#### What is being asked:
Output the material beneath this task exactly, images excluded.

-- BEGIN --

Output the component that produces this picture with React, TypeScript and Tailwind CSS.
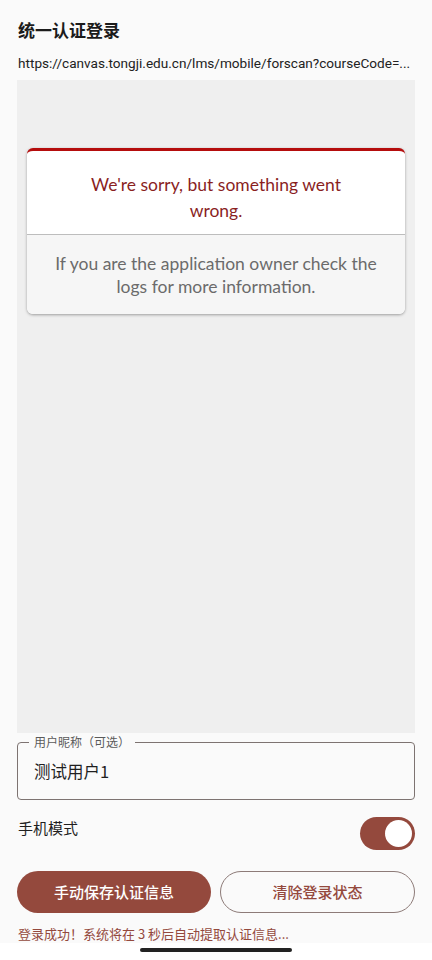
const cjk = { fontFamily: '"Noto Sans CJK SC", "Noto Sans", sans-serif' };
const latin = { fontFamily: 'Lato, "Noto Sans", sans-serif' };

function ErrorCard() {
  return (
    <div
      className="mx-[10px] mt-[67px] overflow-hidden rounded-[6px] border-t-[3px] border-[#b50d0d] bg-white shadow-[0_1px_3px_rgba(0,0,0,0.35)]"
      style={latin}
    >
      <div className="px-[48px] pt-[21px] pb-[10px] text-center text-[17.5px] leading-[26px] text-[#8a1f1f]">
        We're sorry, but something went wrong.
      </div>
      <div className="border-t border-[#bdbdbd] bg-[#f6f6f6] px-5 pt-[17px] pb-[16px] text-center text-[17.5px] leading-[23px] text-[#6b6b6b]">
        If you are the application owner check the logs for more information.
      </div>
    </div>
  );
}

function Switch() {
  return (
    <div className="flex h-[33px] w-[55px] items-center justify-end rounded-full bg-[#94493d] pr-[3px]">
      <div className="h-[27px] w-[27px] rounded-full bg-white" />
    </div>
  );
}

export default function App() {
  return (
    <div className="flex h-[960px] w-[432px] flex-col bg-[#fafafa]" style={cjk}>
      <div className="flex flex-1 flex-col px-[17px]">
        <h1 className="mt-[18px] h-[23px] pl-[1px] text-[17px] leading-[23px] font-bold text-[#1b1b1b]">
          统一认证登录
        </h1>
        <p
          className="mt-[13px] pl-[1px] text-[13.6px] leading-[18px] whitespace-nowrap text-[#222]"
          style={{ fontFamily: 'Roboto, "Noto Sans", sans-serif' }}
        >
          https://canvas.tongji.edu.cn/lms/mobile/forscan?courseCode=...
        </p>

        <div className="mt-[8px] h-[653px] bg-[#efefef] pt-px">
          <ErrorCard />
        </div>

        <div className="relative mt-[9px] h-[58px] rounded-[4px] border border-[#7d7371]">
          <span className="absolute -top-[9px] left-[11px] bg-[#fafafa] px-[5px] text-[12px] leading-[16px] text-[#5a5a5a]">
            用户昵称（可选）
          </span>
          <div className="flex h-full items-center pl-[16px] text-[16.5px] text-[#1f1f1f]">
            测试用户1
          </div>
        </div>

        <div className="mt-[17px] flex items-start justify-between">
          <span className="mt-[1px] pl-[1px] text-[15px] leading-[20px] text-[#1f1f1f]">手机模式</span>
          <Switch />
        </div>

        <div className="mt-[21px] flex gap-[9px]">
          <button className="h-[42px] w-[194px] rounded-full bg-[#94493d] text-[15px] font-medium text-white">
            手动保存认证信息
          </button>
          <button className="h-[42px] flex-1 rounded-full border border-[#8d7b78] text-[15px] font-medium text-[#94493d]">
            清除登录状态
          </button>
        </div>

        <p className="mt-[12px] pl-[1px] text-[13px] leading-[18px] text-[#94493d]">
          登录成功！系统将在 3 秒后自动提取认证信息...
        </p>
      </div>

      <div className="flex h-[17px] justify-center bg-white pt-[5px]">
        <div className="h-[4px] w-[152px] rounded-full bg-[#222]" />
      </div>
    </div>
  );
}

-- END --

#### Written reply:
Output the component that produces this picture with React, TypeScript and Tailwind CSS.
const cjk = { fontFamily: '"Noto Sans CJK SC", "Noto Sans", sans-serif' };
const latin = { fontFamily: 'Lato, "Noto Sans", sans-serif' };

function ErrorCard() {
  return (
    <div
      className="mx-[10px] mt-[67px] overflow-hidden rounded-[6px] border-t-[3px] border-[#b50d0d] bg-white shadow-[0_1px_3px_rgba(0,0,0,0.35)]"
      style={latin}
    >
      <div className="px-[48px] pt-[21px] pb-[10px] text-center text-[17.5px] leading-[26px] text-[#8a1f1f]">
        We're sorry, but something went wrong.
      </div>
      <div className="border-t border-[#bdbdbd] bg-[#f6f6f6] px-5 pt-[17px] pb-[16px] text-center text-[17.5px] leading-[23px] text-[#6b6b6b]">
        If you are the application owner check the logs for more information.
      </div>
    </div>
  );
}

function Switch() {
  return (
    <div className="flex h-[33px] w-[55px] items-center justify-end rounded-full bg-[#94493d] pr-[3px]">
      <div className="h-[27px] w-[27px] rounded-full bg-white" />
    </div>
  );
}

export default function App() {
  return (
    <div className="flex h-[960px] w-[432px] flex-col bg-[#fafafa]" style={cjk}>
      <div className="flex flex-1 flex-col px-[17px]">
        <h1 className="mt-[18px] h-[23px] pl-[1px] text-[17px] leading-[23px] font-bold text-[#1b1b1b]">
          统一认证登录
        </h1>
        <p
          className="mt-[13px] pl-[1px] text-[13.6px] leading-[18px] whitespace-nowrap text-[#222]"
          style={{ fontFamily: 'Roboto, "Noto Sans", sans-serif' }}
        >
          https://canvas.tongji.edu.cn/lms/mobile/forscan?courseCode=...
        </p>

        <div className="mt-[8px] h-[653px] bg-[#efefef] pt-px">
          <ErrorCard />
        </div>

        <div className="relative mt-[9px] h-[58px] rounded-[4px] border border-[#7d7371]">
          <span className="absolute -top-[9px] left-[11px] bg-[#fafafa] px-[5px] text-[12px] leading-[16px] text-[#5a5a5a]">
            用户昵称（可选）
          </span>
          <div className="flex h-full items-center pl-[16px] text-[16.5px] text-[#1f1f1f]">
            测试用户1
          </div>
        </div>

        <div className="mt-[17px] flex items-start justify-between">
          <span className="mt-[1px] pl-[1px] text-[15px] leading-[20px] text-[#1f1f1f]">手机模式</span>
          <Switch />
        </div>

        <div className="mt-[21px] flex gap-[9px]">
          <button className="h-[42px] w-[194px] rounded-full bg-[#94493d] text-[15px] font-medium text-white">
            手动保存认证信息
          </button>
          <button className="h-[42px] flex-1 rounded-full border border-[#8d7b78] text-[15px] font-medium text-[#94493d]">
            清除登录状态
          </button>
        </div>

        <p className="mt-[12px] pl-[1px] text-[13px] leading-[18px] text-[#94493d]">
          登录成功！系统将在 3 秒后自动提取认证信息...
        </p>
      </div>

      <div className="flex h-[17px] justify-center bg-white pt-[5px]">
        <div className="h-[4px] w-[152px] rounded-full bg-[#222]" />
      </div>
    </div>
  );
}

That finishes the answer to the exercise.